Dernière mise à jour: 22/04/2022 09:37:52

Le djihâd est une notion coranique désignant le combat pour Dieu et la religion, conformément à la vocation universelle de l’islam. Si le terme signifie d’abord l’effort moral et physique, la dimension militaire du « combat pour Dieu » est indéniable. Dès ses fondations dans l’histoire de la prédication muḥammadienne, le djihâd se présente à la fois comme sacré – voulu, soutenu et récompensé par Dieu dans l’au-delà – et profane – escomptant ici-bas des bénéfices économiques et politiques. Les shî‘ites duodécimains ou imâmites constituent la plus importante minorité au sein du monde musulman actuel, mais aussi historiquement le premier groupe politico-religieux au sein de l’islam. Pour les shî‘ites, leur islam est l’authentique islam, l’esprit et la lettre de la révélation faite au prophète Muḥammad : s’ils ont profondément intégré leur situation minoritaire au sein du monde musulman, ils considèrent toujours leurs croyances comme la seule véritable orthodoxie. Mais ceux qui se nommèrent les « partisans de ‘Alî » (shî‘at ‘Alî) sont d’abord les vaincus des violences politiques qui marquèrent les débuts de l’islam et déterminèrent son destin.
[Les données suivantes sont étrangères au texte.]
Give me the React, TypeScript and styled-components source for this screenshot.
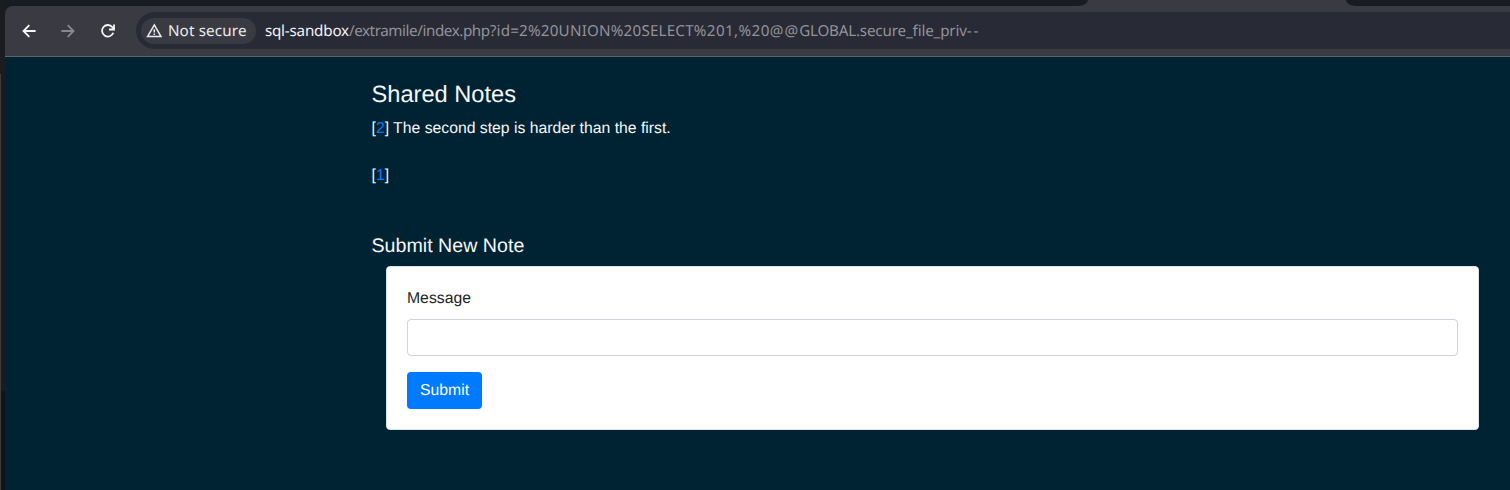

Qu’est-ce que le « combat sacré » pour les « vaincus de l’histoire », minoritaires et si souvent persécutés, que sont les shî‘ites ? Quelle place occupent dans leur vision du djihâd les croyants des autres religions que l’islam, mais aussi les adeptes de l’islam majoritaire sunnite ? Quelles formes prend le « combat pour Dieu » à leur encontre ? Je montrerai dans cette communication que du fait de circonstances historiques tragiques et d’un système de croyances marqué par l’attente messianique, le djihâd connut en islam shî‘ite imâmite un double mouvement d’intériorisation et d’extériorisation, de dépolitisation et de repolitisation, de sacralisation et de sécularisation, très différent de son devenir en islam sunnite. Dans le cadre d’un système de pensée dualiste et ésotérique, le shî‘isme imâmite a développé à l’époque classique une conception propre du djihâd pour donner lieu à trois grandes tendances alternatives ou opposées : le quiétisme spirituel, le « combat par la langue » (la théologie dialectique) et l’activisme politico-militaire.